(Pages as source code)
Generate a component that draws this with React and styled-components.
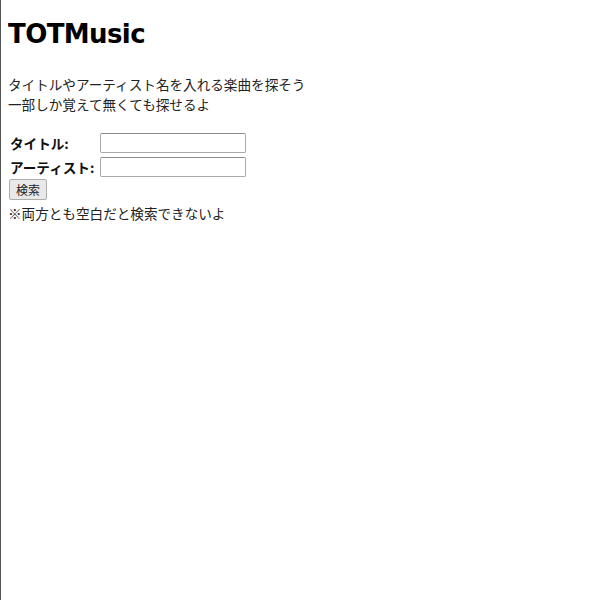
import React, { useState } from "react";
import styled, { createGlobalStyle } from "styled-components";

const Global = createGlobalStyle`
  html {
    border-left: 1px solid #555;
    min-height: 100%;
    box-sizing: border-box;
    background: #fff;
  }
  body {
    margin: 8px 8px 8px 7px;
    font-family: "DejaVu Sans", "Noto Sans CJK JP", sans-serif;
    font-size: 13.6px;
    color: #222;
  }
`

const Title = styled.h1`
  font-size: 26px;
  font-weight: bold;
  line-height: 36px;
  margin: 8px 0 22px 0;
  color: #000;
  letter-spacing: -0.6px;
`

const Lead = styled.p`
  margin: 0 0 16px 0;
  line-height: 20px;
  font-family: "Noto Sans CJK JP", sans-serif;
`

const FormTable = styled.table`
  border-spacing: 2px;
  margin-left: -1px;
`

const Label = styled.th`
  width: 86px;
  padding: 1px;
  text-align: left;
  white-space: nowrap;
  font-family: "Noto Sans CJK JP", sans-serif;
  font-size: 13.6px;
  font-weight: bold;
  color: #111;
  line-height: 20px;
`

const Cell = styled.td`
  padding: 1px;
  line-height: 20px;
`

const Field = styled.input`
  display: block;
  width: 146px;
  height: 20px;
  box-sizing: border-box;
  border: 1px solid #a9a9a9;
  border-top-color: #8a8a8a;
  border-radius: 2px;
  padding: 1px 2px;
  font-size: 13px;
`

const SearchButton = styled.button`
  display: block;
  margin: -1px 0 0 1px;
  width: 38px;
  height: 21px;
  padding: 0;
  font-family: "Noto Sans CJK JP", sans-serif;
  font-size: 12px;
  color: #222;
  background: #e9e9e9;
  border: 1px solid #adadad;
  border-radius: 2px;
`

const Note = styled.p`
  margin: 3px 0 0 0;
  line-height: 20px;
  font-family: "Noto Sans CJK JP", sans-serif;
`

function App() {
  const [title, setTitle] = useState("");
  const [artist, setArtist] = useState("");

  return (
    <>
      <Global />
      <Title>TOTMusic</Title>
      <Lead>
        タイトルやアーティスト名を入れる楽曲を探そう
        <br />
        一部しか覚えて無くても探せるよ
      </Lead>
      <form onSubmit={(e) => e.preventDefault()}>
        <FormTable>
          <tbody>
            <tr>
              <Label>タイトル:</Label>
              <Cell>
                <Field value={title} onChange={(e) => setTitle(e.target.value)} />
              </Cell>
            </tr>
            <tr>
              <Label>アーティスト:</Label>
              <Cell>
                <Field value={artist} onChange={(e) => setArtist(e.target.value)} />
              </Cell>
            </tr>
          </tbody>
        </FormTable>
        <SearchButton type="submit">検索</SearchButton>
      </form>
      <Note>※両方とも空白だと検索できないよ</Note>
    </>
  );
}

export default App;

---

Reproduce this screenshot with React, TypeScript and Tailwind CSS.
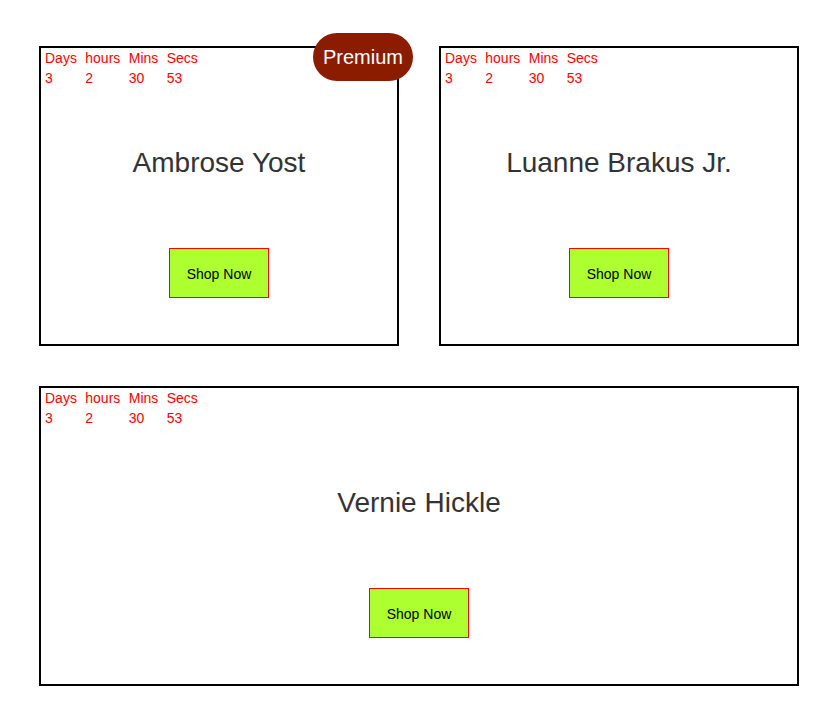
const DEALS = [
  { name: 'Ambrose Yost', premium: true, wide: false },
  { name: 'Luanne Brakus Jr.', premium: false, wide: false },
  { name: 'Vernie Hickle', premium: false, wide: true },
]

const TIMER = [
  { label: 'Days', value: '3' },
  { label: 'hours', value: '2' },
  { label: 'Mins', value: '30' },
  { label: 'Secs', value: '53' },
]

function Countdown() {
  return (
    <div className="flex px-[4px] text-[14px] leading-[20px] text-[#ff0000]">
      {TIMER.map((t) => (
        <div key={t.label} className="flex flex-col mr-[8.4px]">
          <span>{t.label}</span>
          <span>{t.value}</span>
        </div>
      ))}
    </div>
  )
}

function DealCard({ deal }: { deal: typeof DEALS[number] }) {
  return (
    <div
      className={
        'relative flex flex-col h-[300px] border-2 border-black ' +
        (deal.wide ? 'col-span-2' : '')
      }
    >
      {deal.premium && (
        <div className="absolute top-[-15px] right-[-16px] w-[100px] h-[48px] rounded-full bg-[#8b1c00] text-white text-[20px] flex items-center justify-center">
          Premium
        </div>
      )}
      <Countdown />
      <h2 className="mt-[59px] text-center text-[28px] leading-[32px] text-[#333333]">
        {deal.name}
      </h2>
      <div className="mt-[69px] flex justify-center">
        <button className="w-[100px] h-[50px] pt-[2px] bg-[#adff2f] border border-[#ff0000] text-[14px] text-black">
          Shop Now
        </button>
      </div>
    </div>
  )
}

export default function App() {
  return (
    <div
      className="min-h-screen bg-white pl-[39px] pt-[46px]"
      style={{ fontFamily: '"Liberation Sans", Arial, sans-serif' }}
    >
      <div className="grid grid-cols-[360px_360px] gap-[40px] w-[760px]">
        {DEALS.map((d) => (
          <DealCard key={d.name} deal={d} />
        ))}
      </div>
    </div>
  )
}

### What you will do:
Leaving out the pictures, extract the stretch from the line holding "Generate a component" through the line holding "const [artist, setArtist]", word for word.

### Solution below:
Generate a component that draws this with React and styled-components.
import React, { useState } from "react";
import styled, { createGlobalStyle } from "styled-components";

const Global = createGlobalStyle`
  html {
    border-left: 1px solid #555;
    min-height: 100%;
    box-sizing: border-box;
    background: #fff;
  }
  body {
    margin: 8px 8px 8px 7px;
    font-family: "DejaVu Sans", "Noto Sans CJK JP", sans-serif;
    font-size: 13.6px;
    color: #222;
  }
`

const Title = styled.h1`
  font-size: 26px;
  font-weight: bold;
  line-height: 36px;
  margin: 8px 0 22px 0;
  color: #000;
  letter-spacing: -0.6px;
`

const Lead = styled.p`
  margin: 0 0 16px 0;
  line-height: 20px;
  font-family: "Noto Sans CJK JP", sans-serif;
`

const FormTable = styled.table`
  border-spacing: 2px;
  margin-left: -1px;
`

const Label = styled.th`
  width: 86px;
  padding: 1px;
  text-align: left;
  white-space: nowrap;
  font-family: "Noto Sans CJK JP", sans-serif;
  font-size: 13.6px;
  font-weight: bold;
  color: #111;
  line-height: 20px;
`

const Cell = styled.td`
  padding: 1px;
  line-height: 20px;
`

const Field = styled.input`
  display: block;
  width: 146px;
  height: 20px;
  box-sizing: border-box;
  border: 1px solid #a9a9a9;
  border-top-color: #8a8a8a;
  border-radius: 2px;
  padding: 1px 2px;
  font-size: 13px;
`

const SearchButton = styled.button`
  display: block;
  margin: -1px 0 0 1px;
  width: 38px;
  height: 21px;
  padding: 0;
  font-family: "Noto Sans CJK JP", sans-serif;
  font-size: 12px;
  color: #222;
  background: #e9e9e9;
  border: 1px solid #adadad;
  border-radius: 2px;
`

const Note = styled.p`
  margin: 3px 0 0 0;
  line-height: 20px;
  font-family: "Noto Sans CJK JP", sans-serif;
`

function App() {
  const [title, setTitle] = useState("");
  const [artist, setArtist] = useState("");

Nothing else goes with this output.